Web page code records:
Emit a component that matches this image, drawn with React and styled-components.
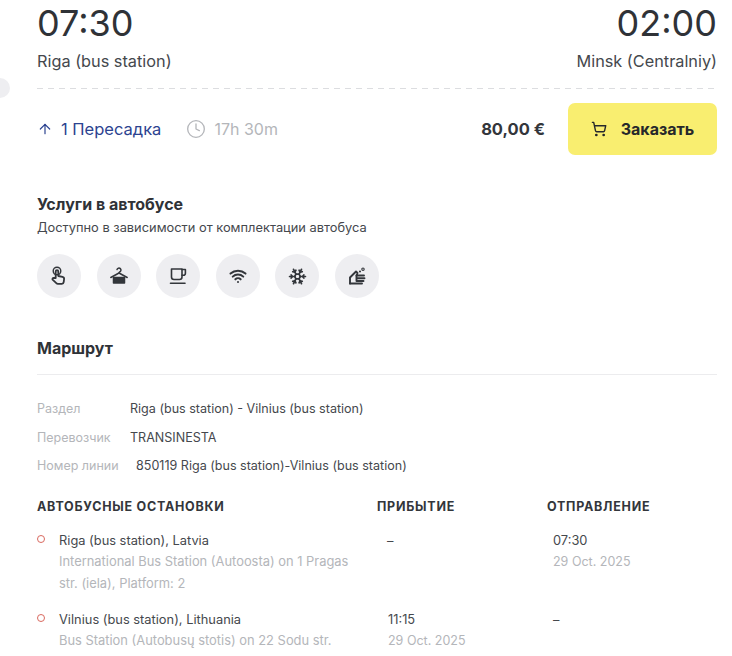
import React from 'react'
import styled, { createGlobalStyle } from 'styled-components'
import { ArrowUp, Clock, ShoppingCart, Wifi, Snowflake } from 'lucide-react'

const GlobalStyle = createGlobalStyle`
  html, body {
    margin: 0;
    background: #ffffff;
    height: 656px;
    overflow: hidden;
  }
  body {
    font-family: "Inter", "Liberation Sans", sans-serif;
    color: #33363b;
  }
`

const Page = styled.div`
  position: relative;
  width: 732px;
  height: 656px;
  box-sizing: border-box;
  padding: 0 15px 0 37px;
  overflow: hidden;
`

const Notch = styled.div`
  position: absolute;
  left: -10px;
  top: 78px;
  width: 20px;
  height: 20px;
  border-radius: 50%;
  background: #eeeef1;
`

const Times = styled.div`
  display: flex;
  justify-content: space-between;
  height: 88px;
`

const DashedLine = styled.div`
  height: 1px;
  background: repeating-linear-gradient(90deg, #dcdde0 0 6px, transparent 6px 11px);
`

const Terminal = styled.div`
  display: flex;
  flex-direction: column;
  align-items: ${p => (p.$end ? 'flex-end' : 'flex-start')};
`

const Time = styled.div`
  font-size: 36px;
  line-height: 46px;
  color: #2f3237;
`

const Place = styled.div`
  font-size: 16.3px;
  line-height: 24px;
  margin-top: 3px;
  color: #45484d;
`

const Summary = styled.div`
  display: flex;
  align-items: center;
  margin-top: 14px;
  height: 52px;
`

const Transfer = styled.div`
  display: flex;
  align-items: center;
  gap: 8px;
  font-size: 16.5px;
  color: #2c4390;
`

const Duration = styled.div`
  display: flex;
  align-items: center;
  gap: 8px;
  margin-left: 25px;
  font-size: 16px;
  color: #b4b6ba;
`

const Price = styled.div`
  margin-left: auto;
  font-size: 16.5px;
  font-weight: 700;
  color: #33363b;
`

const OrderButton = styled.button`
  display: flex;
  align-items: center;
  justify-content: center;
  gap: 14px;
  width: 149px;
  height: 52px;
  margin-left: 23px;
  border: 0;
  border-radius: 7px;
  background: #f9ee70;
  font-family: inherit;
  font-size: 16px;
  font-weight: 700;
  color: #26282b;
`

const SectionTitle = styled.h2`
  margin: 0;
  font-size: 16px;
  line-height: 20px;
  font-weight: 700;
  color: #2f3237;
`

const Services = styled.section`
  margin-top: 39px;
`

const ServicesNote = styled.p`
  margin: 5px 0 0;
  font-size: 12.85px;
  line-height: 18px;
  color: #45484d;
`

const ServiceIcons = styled.div`
  display: flex;
  gap: 15.5px;
  margin-top: 17px;
`

const ServiceIcon = styled.div`
  display: flex;
  align-items: center;
  justify-content: center;
  width: 44px;
  height: 44px;
  border-radius: 50%;
  background: #eeeef1;
  color: #33363b;
`

const Route = styled.section`
  margin-top: 40px;
`

const RouteHead = styled.div`
  padding-bottom: 16px;
  border-bottom: 1px solid #ececee;
`

const Details = styled.div`
  display: flex;
  flex-direction: column;
  gap: 9.5px;
  margin-top: 24px;
`

const DetailRow = styled.div`
  display: flex;
  font-size: 12.55px;
  line-height: 19px;
  color: #45484d;
`

const DetailLabel = styled.span`
  width: ${p => (p.$wide ? '99px' : '93px')};
  font-size: 12.5px;
  color: #b4b6ba;
`

const Stops = styled.div`
  display: grid;
  grid-template-columns: 340px 170px 1fr;
  margin-top: 23px;
`

const HeadCell = styled.div`
  font-size: 12.5px;
  line-height: 18px;
  font-weight: 700;
  letter-spacing: 0.75px;
  text-transform: uppercase;
  color: #33363b;
  margin-bottom: 14px;
`

const StopCell = styled.div`
  position: relative;
  padding-left: 22px;
  padding-right: 20px;
  margin-bottom: 15px;
`

const TimeCell = styled.div`
  padding-left: ${p => (p.$pad ? p.$pad : 6)}px;
  margin-bottom: 15px;
`

const Marker = styled.span`
  position: absolute;
  left: 0;
  top: 5px;
  box-sizing: border-box;
  width: 8px;
  height: 8px;
  border: 1.3px solid #d9695f;
  border-radius: 50%;
`

const Main = styled.div`
  font-size: 12.85px;
  line-height: 21px;
  color: #45484d;
`

const Sub = styled.div`
  font-size: ${p => (p.$date ? '12.5px' : '12.9px')};
  line-height: 21.5px;
  color: #b4b6ba;
`

const HandIcon = () => (
  <svg width="20" height="20" viewBox="0 0 20 20" fill="none" stroke="currentColor" strokeWidth="1.8" strokeLinecap="round" strokeLinejoin="round">
    <circle cx="8" cy="5" r="3.8" strokeWidth="1.4" />
    <path d="M6.7 12V5.4a1.3 1.3 0 0 1 2.6 0V10l4.2.9c1 .2 1.700 1.100 1.600 2.100l-.4 3.200c-.1.900-.9 1.600-1.800 1.600H8.800c-.6 0-1.100-.3-1.500-.7L3.600 13.600c-.5-.6.1-1.800 1.200-1.600z" />
  </svg>
)

const HangerIcon = () => (
  <svg width="20" height="20" viewBox="0 0 20 20" fill="none" stroke="currentColor" strokeWidth="1.5" strokeLinecap="round" strokeLinejoin="round">
    <path d="M8 3.600A2 2 0 1 1 10.500 6L10 7" />
    <path d="M1.800 11.500 10 7l8.200 4.500" />
    <path d="M4.500 11.500h11V17h-11z" fill="currentColor" />
  </svg>
)

const CupIcon = () => (
  <svg width="20" height="20" viewBox="0 0 20 20" fill="none" stroke="currentColor" strokeWidth="1.6" strokeLinecap="round" strokeLinejoin="round">
    <path d="M3.500 3h10.500v8a2.500 2.500 0 0 1-2.500 2.500H6A2.500 2.500 0 0 1 3.500 11z" />
    <path d="M14 3.500h3.400v3.800a2 2 0 0 1-2 2H14" />
    <path d="M2.500 17.300h14.500" />
  </svg>
)

const WashIcon = () => (
  <svg width="20" height="20" viewBox="0 0 20 20" fill="none" stroke="currentColor" strokeWidth="1.9" strokeLinecap="round" strokeLinejoin="round">
    <path d="M3 17.500V11.500L9 5.500l1.500 1.500L9.500 9.500H17" />
    <path d="M9.500 9.500V12.300H17.500M9.500 12.300V15H16.500" />
    <path d="M3 17.500H15" />
    <circle cx="16" cy="3.200" r="1.200" strokeWidth="1.100" />
    <circle cx="13" cy="5.500" r="0.500" strokeWidth="1.100" />
  </svg>
)

export default function App() {
  return (
    <Page>
      <GlobalStyle />
      <Notch />
      <Times>
        <Terminal>
          <Time>07:30</Time>
          <Place>Riga (bus station)</Place>
        </Terminal>
        <Terminal $end>
          <Time>02:00</Time>
          <Place>Minsk (Centralniy)</Place>
        </Terminal>
      </Times>
      <DashedLine />

      <Summary>
        <Transfer>
          <ArrowUp size={16} strokeWidth={1.8} />
          1 Пересадка
        </Transfer>
        <Duration>
          <Clock size={20} strokeWidth={1.6} />
          17h 30m
        </Duration>
        <Price>80,00 €</Price>
        <OrderButton>
          <ShoppingCart size={16} strokeWidth={2.1} />
          Заказать
        </OrderButton>
      </Summary>

      <Services>
        <SectionTitle>Услуги в автобусе</SectionTitle>
        <ServicesNote>Доступно в зависимости от комплектации автобуса</ServicesNote>
        <ServiceIcons>
          <ServiceIcon><HandIcon /></ServiceIcon>
          <ServiceIcon><HangerIcon /></ServiceIcon>
          <ServiceIcon><CupIcon /></ServiceIcon>
          <ServiceIcon><Wifi size={18} strokeWidth={2.7} /></ServiceIcon>
          <ServiceIcon><Snowflake size={19} strokeWidth={2.2} /></ServiceIcon>
          <ServiceIcon><WashIcon /></ServiceIcon>
        </ServiceIcons>
      </Services>

      <Route>
        <RouteHead>
          <SectionTitle>Маршрут</SectionTitle>
        </RouteHead>
        <Details>
          <DetailRow><DetailLabel>Раздел</DetailLabel>Riga (bus station) - Vilnius (bus station)</DetailRow>
          <DetailRow><DetailLabel>Перевозчик</DetailLabel>TRANSINESTA</DetailRow>
          <DetailRow><DetailLabel $wide>Номер линии</DetailLabel>850119 Riga (bus station)-Vilnius (bus station)</DetailRow>
        </Details>

        <Stops>
          <HeadCell>Автобусные остановки</HeadCell>
          <HeadCell>Прибытие</HeadCell>
          <HeadCell>Отправление</HeadCell>

          <StopCell>
            <Marker />
            <Main>Riga (bus station), Latvia</Main>
            <Sub>International Bus Station (Autoosta) on 1 Pragas str. (iela), Platform: 2</Sub>
          </StopCell>
          <TimeCell $pad={10}><Main>–</Main></TimeCell>
          <TimeCell><Main>07:30</Main><Sub $date>29 Oct. 2025</Sub></TimeCell>

          <StopCell>
            <Marker />
            <Main>Vilnius (bus station), Lithuania</Main>
            <Sub>Bus Station (Autobusų stotis) on 22 Sodu str.</Sub>
          </StopCell>
          <TimeCell $pad={11}><Main>11:15</Main><Sub $date>29 Oct. 2025</Sub></TimeCell>
          <TimeCell><Main>–</Main></TimeCell>
        </Stops>
      </Route>
    </Page>
  )
}
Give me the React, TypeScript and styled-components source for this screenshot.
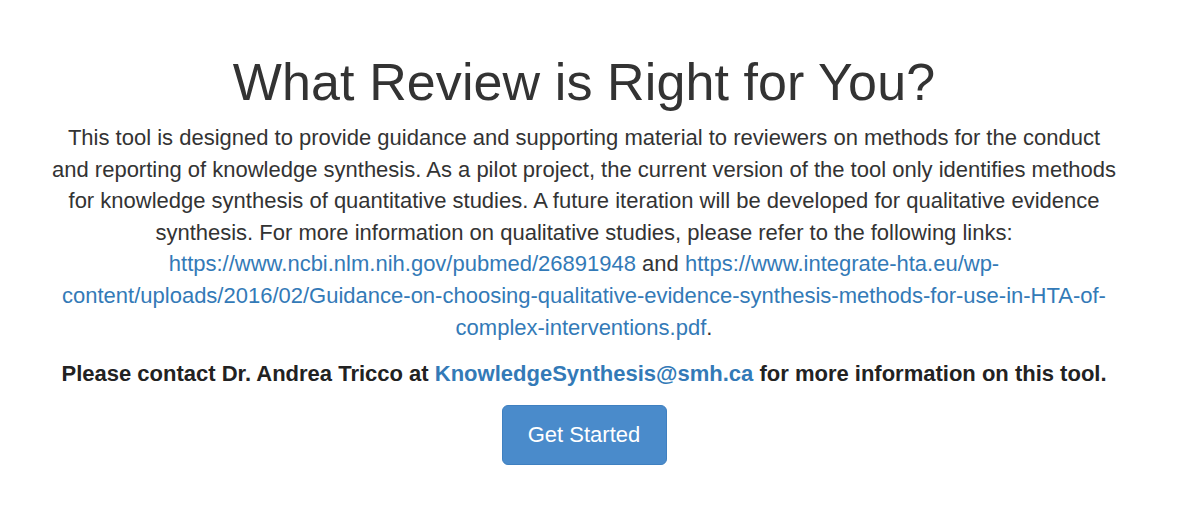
import React from 'react'
import styled, {createGlobalStyle} from 'styled-components'

const GlobalStyle = createGlobalStyle`
  html, body {
    margin: 0;
    padding: 0;
    background: #fff;
  }

  body {
    font-family: "Liberation Sans", Arial, Helvetica, sans-serif;
    color: #333;
  }
`

const Page = styled.main`
  display: flex;
  justify-content: center;
  padding: 52px 32px 0 0;
`

const Intro = styled.section`
  display: flex;
  flex-direction: column;
  align-items: center;
  width: 1070px;
  text-align: center;
`

const Title = styled.h1`
  margin: 0;
  font-size: 52px;
  font-weight: 400;
  line-height: 60px;
  letter-spacing: 0.1px;
  color: #333;
`

const Description = styled.p`
  margin: 10px 0 0;
  font-size: 22px;
  line-height: 31.6px;
`

const Link = styled.a`
  color: #337ab7;
  text-decoration: none;
`

const Contact = styled.p`
  margin: 16px 0 0;
  font-size: 22px;
  font-weight: 700;
  line-height: 30px;
  color: #222;
`

const StartButton = styled.button`
  margin-top: 16px;
  width: 165px;
  height: 60px;
  border: 1px solid #3f80c0;
  border-radius: 6px;
  background: #4a8bcb;
  color: #fff;
  font-family: inherit;
  font-size: 22px;
  cursor: pointer;
`

export default function App() {
  return (
    <>
      <GlobalStyle />
      <Page>
        <Intro>
          <Title>What Review is Right for You?</Title>
          <Description>
            This tool is designed to provide guidance and supporting material to reviewers on methods for the conduct
            and reporting of knowledge synthesis. As a pilot project, the current version of the tool only identifies
            methods for knowledge synthesis of quantitative studies. A future iteration will be developed for
            qualitative evidence synthesis. For more information on qualitative studies, please refer to the
            following links:{' '}
            <Link href="#">https://www.ncbi.nlm.nih.gov/pubmed/26891948</Link> and{' '}
            <Link href="#">
              https://www.integrate-hta.eu/wp-content/uploads/2016/02/Guidance-on-choosing-qualitative-evidence-synthesis-methods-for-use-in-HTA-of-complex-interventions.pdf
            </Link>
            .
          </Description>
          <Contact>
            Please contact Dr. Andrea Tricco at <Link href="#">KnowledgeSynthesis@smh.ca</Link> for more
            information on this tool.
          </Contact>
          <StartButton>Get Started</StartButton>
        </Intro>
      </Page>
    </>
  )
}
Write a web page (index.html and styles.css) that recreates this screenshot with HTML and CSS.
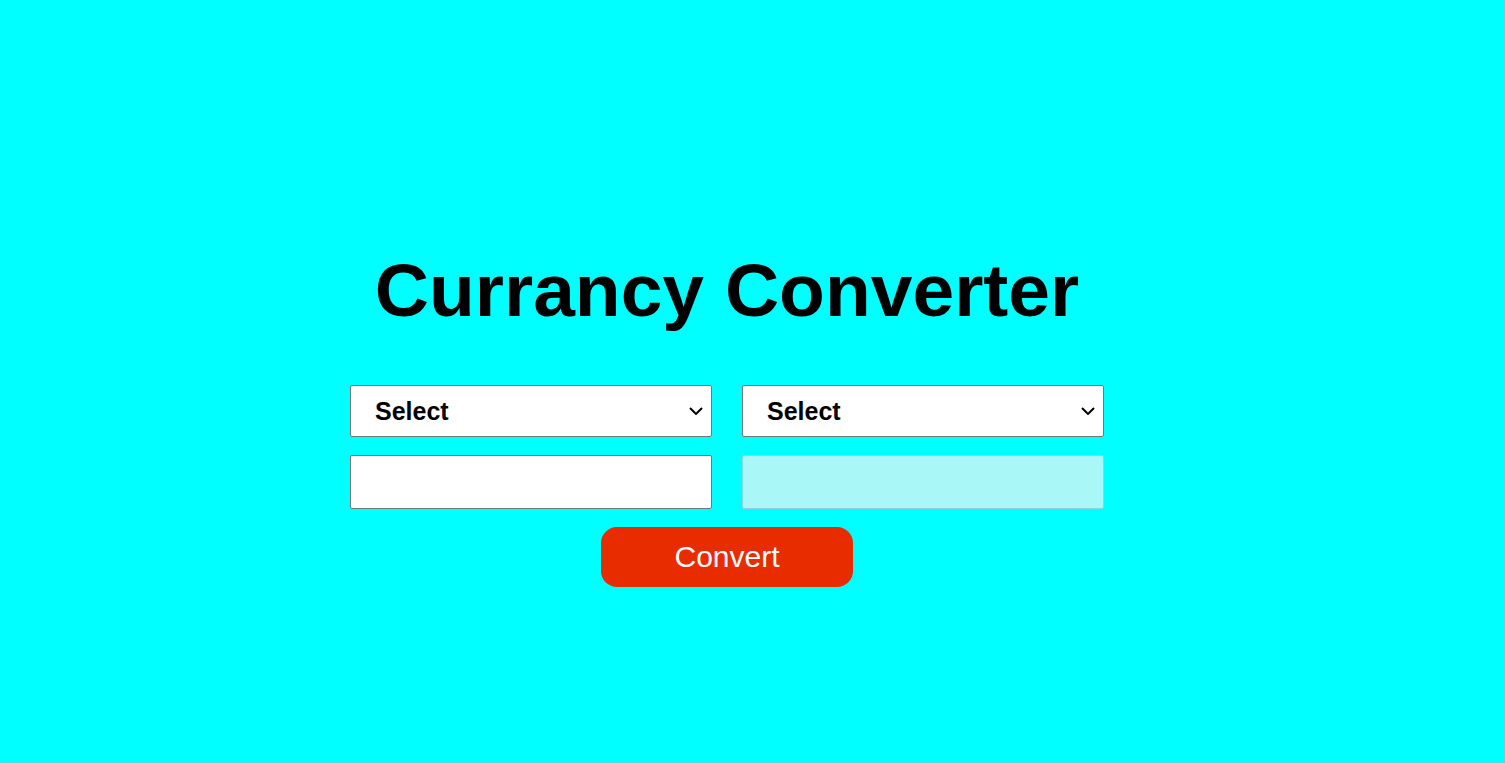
FILE: index.html
```html
<!DOCTYPE html>
<html lang="en">
<head>
<meta charset="utf-8">
<title>Currancy Converter</title>
<link rel="stylesheet" href="styles.css">
</head>
<body>
<main class="page">
  <div class="converter">
    <h1 class="title">Currancy Converter</h1>
    <div class="fields">
      <select class="currency">
        <option>Select</option>
      </select>
      <select class="currency">
        <option>Select</option>
      </select>
      <input class="amount" type="text">
      <input class="amount result" type="text" disabled>
    </div>
    <button class="convert" type="button">Convert</button>
  </div>
</main>
</body>
</html>
```

FILE: styles.css
```css
html, body {
  margin: 0;
  padding: 0;
  background: #00ffff;
  font-family: "Liberation Sans", Arial, sans-serif;
}

.page {
  height: 763px;
  display: flex;
  justify-content: center;
  padding-right: 51px;
  box-sizing: border-box;
}

.converter {
  width: 754px;
  padding-top: 247px;
  display: flex;
  flex-direction: column;
  align-items: center;
}

.title {
  margin: 0 0 52px;
  font-size: 75px;
  font-weight: bold;
  line-height: normal;
  color: #000;
  white-space: nowrap;
}

.fields {
  width: 100%;
  display: grid;
  grid-template-columns: 362px 362px;
  column-gap: 30px;
  row-gap: 18px;
}

.currency {
  -webkit-appearance: none;
  appearance: none;
  height: 52px;
  box-sizing: border-box;
  margin: 0;
  padding: 0 30px 0 24px;
  border: 1px solid #767676;
  border-radius: 2px;
  background-color: #fff;
  background-image: url("data:image/svg+xml,%3Csvg xmlns='http://www.w3.org/2000/svg' width='14' height='8' viewBox='0 0 14 8'%3E%3Cpolyline points='1,1 7,7 13,1' fill='none' stroke='%23000' stroke-width='2'/%3E%3C/svg%3E");
  background-repeat: no-repeat;
  background-position: right 8px center;
  background-size: 14px 8px;
  font-family: "Liberation Sans", Arial, sans-serif;
  font-size: 25px;
  font-weight: bold;
  color: #000;
}

.amount {
  height: 54px;
  box-sizing: border-box;
  margin: 0;
  padding: 0 10px;
  border: 1px solid #767676;
  border-radius: 2px;
  background: #fff;
  font-family: "Liberation Sans", Arial, sans-serif;
  font-size: 24px;
}

.result {
  background: #aaf7f8;
  border-color: #8ad6d8;
}

.convert {
  margin-top: 18px;
  width: 252px;
  height: 60px;
  border: none;
  border-radius: 16px;
  background: #e82c00;
  color: #fff;
  font-family: "Liberation Sans", Arial, sans-serif;
  font-size: 30px;
  padding: 0;
  cursor: pointer;
}
```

— WHAT IS BEING ASKED —
Look over the listing. Pull out every line with the string "that" in it.

— WRITTEN REPLY —
Emit a component that matches this image, drawn with React and styled-components.
Write a web page (index.html and styles.css) that recreates this screenshot with HTML and CSS.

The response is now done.